**The exercise:**
In the listing below, pick out lines with "page".

**Data block:**
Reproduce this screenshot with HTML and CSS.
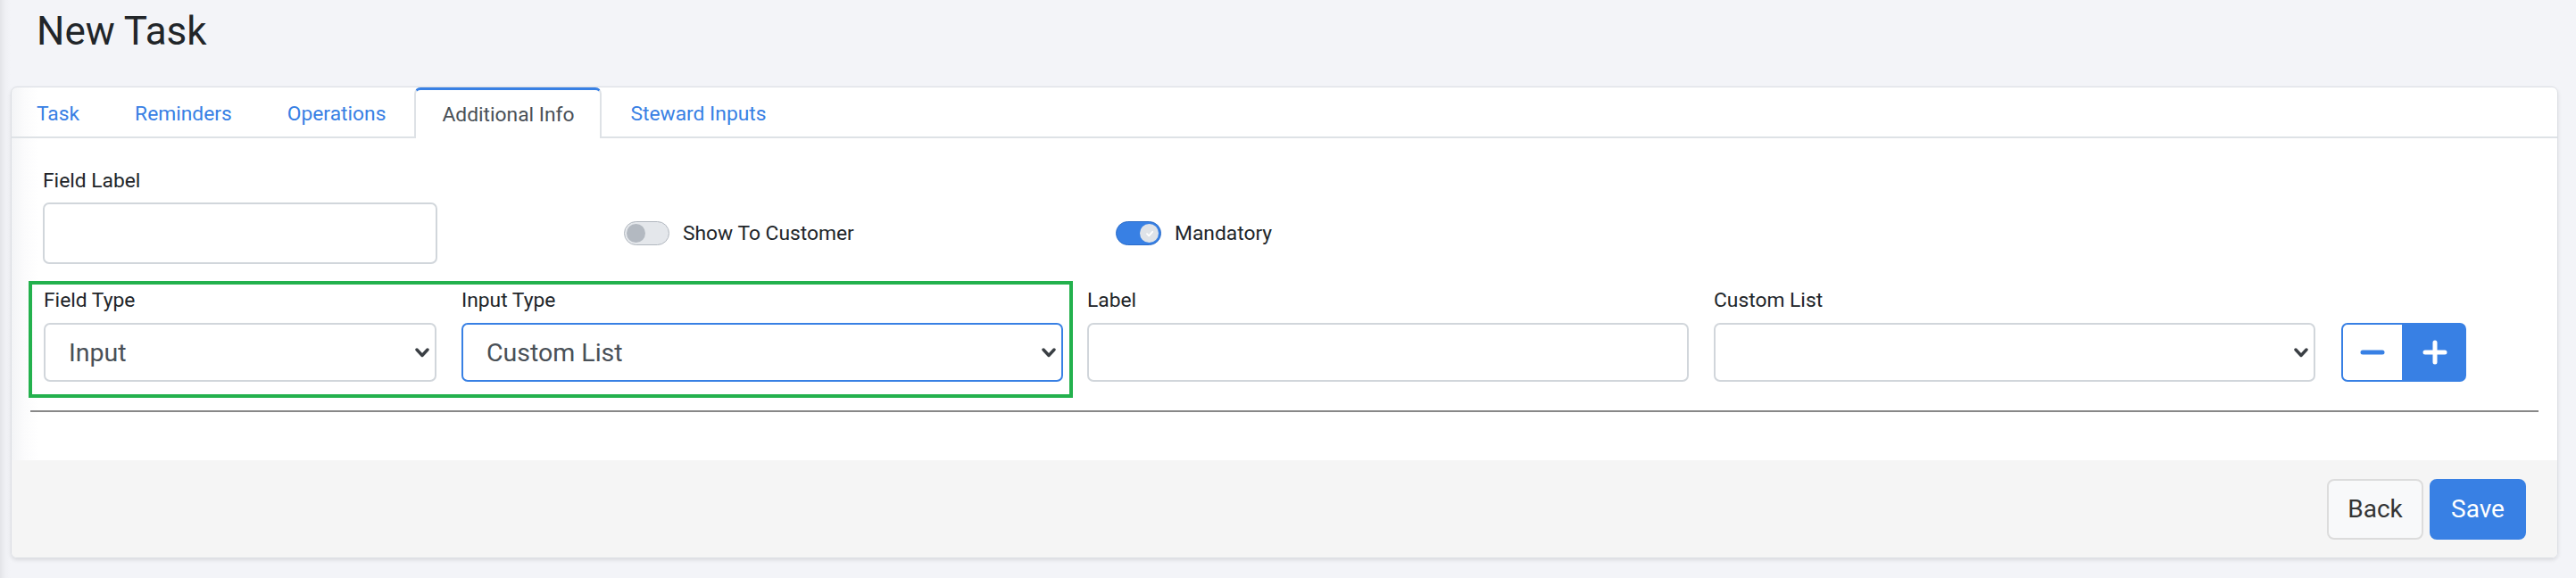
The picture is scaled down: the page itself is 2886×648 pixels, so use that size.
FILE: index.html
```html
<!DOCTYPE html>
<html lang="en">
<head>
<meta charset="utf-8">
<title>New Task</title>
<link rel="stylesheet" href="styles.css">
</head>
<body>
<div class="page">
  <h1 class="page-title">New Task</h1>
  <div class="card">
    <ul class="tabs">
      <li class="tab">Task</li>
      <li class="tab">Reminders</li>
      <li class="tab">Operations</li>
      <li class="tab active">Additional Info</li>
      <li class="tab">Steward Inputs</li>
    </ul>
    <div class="tab-body">
      <div class="row-top">
        <div class="field field-label">
          <label class="lbl">Field Label</label>
          <input class="control input" type="text">
        </div>
        <div class="switch-group sg-customer">
          <span class="switch"><span class="knob"></span></span>
          <span class="switch-text">Show To Customer</span>
        </div>
        <div class="switch-group sg-mandatory">
          <span class="switch on"><span class="knob"><svg class="check" viewBox="0 0 10 10" width="10" height="10"><path d="M2 5.2 L4.2 7.4 L8.2 2.8" fill="none" stroke="#ffffff" stroke-width="1.8" stroke-linecap="round" stroke-linejoin="round"/></svg></span></span>
          <span class="switch-text">Mandatory</span>
        </div>
      </div>
      <div class="row-fields">
        <div class="highlight">
          <div class="field f-type">
            <label class="lbl">Field Type</label>
            <div class="select-wrap">
              <select class="control select"><option>Input</option></select>
              <svg class="chev" viewBox="0 0 16 11" width="16" height="11"><path d="M2 2 L8 8.5 L14 2" fill="none" stroke="#3a3f44" stroke-width="3.4" stroke-linecap="round" stroke-linejoin="round"/></svg>
            </div>
          </div>
          <div class="field f-wide">
            <label class="lbl">Input Type</label>
            <div class="select-wrap">
              <select class="control select focused"><option>Custom List</option></select>
              <svg class="chev" viewBox="0 0 16 11" width="16" height="11"><path d="M2 2 L8 8.5 L14 2" fill="none" stroke="#3a3f44" stroke-width="3.4" stroke-linecap="round" stroke-linejoin="round"/></svg>
            </div>
          </div>
        </div>
        <div class="field f-wide outside f-labelcol">
          <label class="lbl">Label</label>
          <input class="control input short" type="text">
        </div>
        <div class="field f-wide outside f-listcol">
          <label class="lbl">Custom List</label>
          <div class="select-wrap">
            <select class="control select"><option></option></select>
            <svg class="chev" viewBox="0 0 16 11" width="16" height="11"><path d="M2 2 L8 8.5 L14 2" fill="none" stroke="#3a3f44" stroke-width="3.4" stroke-linecap="round" stroke-linejoin="round"/></svg>
          </div>
        </div>
        <div class="btn-group">
          <button class="icon-btn minus" type="button" aria-label="Remove"><svg viewBox="0 0 28 28" width="28" height="28"><path d="M3 14 H25" stroke="#3880e4" stroke-width="5" stroke-linecap="round"/></svg></button>
          <button class="icon-btn plus" type="button" aria-label="Add"><svg viewBox="0 0 28 28" width="28" height="28"><path d="M3 14 H25 M14 3 V25" stroke="#ffffff" stroke-width="5" stroke-linecap="round"/></svg></button>
        </div>
      </div>
      <hr class="divider">
    </div>
    <div class="card-footer">
      <button class="btn btn-back" type="button">Back</button>
      <button class="btn btn-save" type="button">Save</button>
    </div>
  </div>
</div>
</body>
</html>
```

FILE: styles.css
```css
* { box-sizing: border-box; }

html, body {
  margin: 0;
  height: 100%;
}

body {
  background-color: #f3f4f8;
  background-image: linear-gradient(to right, #e3e4e8 0, #eff0f4 6px, #f3f4f8 12px);
  font-family: Roboto, "Liberation Sans", sans-serif;
  color: #212529;
}

.page {
  padding: 0 20px 0 12px;
}

.page-title {
  margin: 0;
  padding: 9px 0 0 29px;
  font-size: 44px;
  line-height: 52px;
  font-weight: 400;
  color: #212529;
}

.card {
  margin-top: 36px;
  height: 529px;
  background: linear-gradient(to right, #f3f4f6 0, #fbfbfc 14px, #ffffff 30px);
  border: 1px solid #dcdfe4;
  border-radius: 7px;
  box-shadow: 0 2px 4px rgba(0, 0, 0, 0.10);
  display: flex;
  flex-direction: column;
  overflow: hidden;
}

/* Tabs */
.tabs {
  list-style: none;
  margin: 0;
  padding: 0;
  display: flex;
  gap: 2px;
  height: 57px;
  border-bottom: 2px solid #dee2e6;
}

.tab {
  height: 57px;
  padding: 0 28px;
  border: 2px solid transparent;
  border-bottom: 0;
  border-radius: 7px 7px 0 0;
  display: flex;
  align-items: center;
  font-size: 22.8px;
  color: #3880e4;
  white-space: nowrap;
}

.tab:first-child {
  padding-left: 26px;
}

.tab.active {
  color: #495057;
  background: #ffffff;
  border-color: #dee2e6;
  border-top: 3px solid #3880e4;
  height: 57px;
  padding: 0 29px;
}

/* Body */
.tab-body {
  flex: 1;
  padding: 34px 21px 0 19px;
}

.lbl {
  display: block;
  font-size: 22.8px;
  line-height: 27px;
  color: #212529;
  white-space: nowrap;
}

.control {
  display: block;
  width: 100%;
  margin: 0;
  background: #ffffff;
  border: 2px solid #d1d6db;
  border-radius: 7px;
  font-family: Roboto, "Liberation Sans", sans-serif;
  font-size: 28.5px;
  color: #495057;
  outline: none;
}

.row-top {
  display: flex;
  align-items: flex-end;
}

.field-label {
  margin-left: 16px;
  width: 442px;
}

.field-label .lbl {
  margin-bottom: 11px;
}

.input {
  height: 69px;
  padding: 0 26px;
}

.input.short {
  height: 66px;
}

.switch-group {
  height: 69px;
  display: flex;
  align-items: center;
  gap: 15px;
  font-size: 22.8px;
  color: #212529;
}

.sg-customer {
  margin-left: 209px;
  width: 551px;
}

.switch {
  width: 51px;
  height: 27px;
  border-radius: 14px;
  border: 1px solid #b1b7bf;
  background: #e4e7eb;
  padding: 2px;
  display: flex;
  align-items: center;
}

.switch .knob {
  width: 21px;
  height: 21px;
  border-radius: 50%;
  background: #b3b9c1;
  display: flex;
  align-items: center;
  justify-content: center;
}

.switch.on {
  background: #3880e4;
  border-color: #2c6dc9;
  justify-content: flex-end;
}

.switch.on .knob {
  background: #dfe3e8;
}

.check {
  display: block;
}

/* Row 2 */
.row-fields {
  margin-top: 19px;
  display: flex;
  align-items: flex-start;
}

.highlight {
  display: flex;
  gap: 28px;
  border: 4px solid #23b14d;
  padding: 4px 7px 14px 13px;
}

.f-type {
  width: 440px;
}

.f-wide {
  width: 674px;
}

.row-fields .lbl {
  margin-bottom: 12px;
}

.outside {
  padding-top: 8px;
}

.f-labelcol {
  margin-left: 16px;
}

.f-listcol {
  margin-left: 28px;
}

.select-wrap {
  position: relative;
}

.select {
  -webkit-appearance: none;
  appearance: none;
  height: 66px;
  padding: 0 40px 0 26px;
}

.select.focused {
  border-color: #3880e4;
}

.chev {
  position: absolute;
  right: 8px;
  top: 28px;
  display: block;
}

.btn-group {
  margin-left: 29px;
  margin-top: 47px;
  display: flex;
}

.icon-btn {
  width: 70px;
  height: 66px;
  margin: 0;
  padding: 0;
  display: flex;
  align-items: center;
  justify-content: center;
  border: 2px solid #3880e4;
  cursor: pointer;
}

.icon-btn svg {
  display: block;
}

.icon-btn.minus {
  background: #ffffff;
  border-radius: 7px 0 0 7px;
}

.icon-btn.plus {
  background: #3880e4;
  border-radius: 0 7px 7px 0;
}

.divider {
  margin: 14px 0 0 2px;
  border: 0;
  height: 2px;
  background: #888888;
}

/* Footer */
.card-footer {
  height: 109px;
  background: #f5f5f5;
  display: flex;
  align-items: center;
  justify-content: flex-end;
  gap: 7px;
  padding-right: 35px;
}

.btn {
  width: 108px;
  height: 68px;
  margin: 0;
  padding: 0;
  border-radius: 8px;
  font-family: Roboto, "Liberation Sans", sans-serif;
  font-size: 28px;
  cursor: pointer;
}

.btn-back {
  background: #f8f9fa;
  border: 2px solid #dcdcdc;
  color: #343434;
}

.btn-save {
  background: #3880e4;
  border: 2px solid #3880e4;
  color: #ffffff;
}
```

**Finished answer:**
The picture is scaled down: the page itself is 2886×648 pixels, so use that size.
<div class="page">
  <h1 class="page-title">New Task</h1>
.page {
.page-title {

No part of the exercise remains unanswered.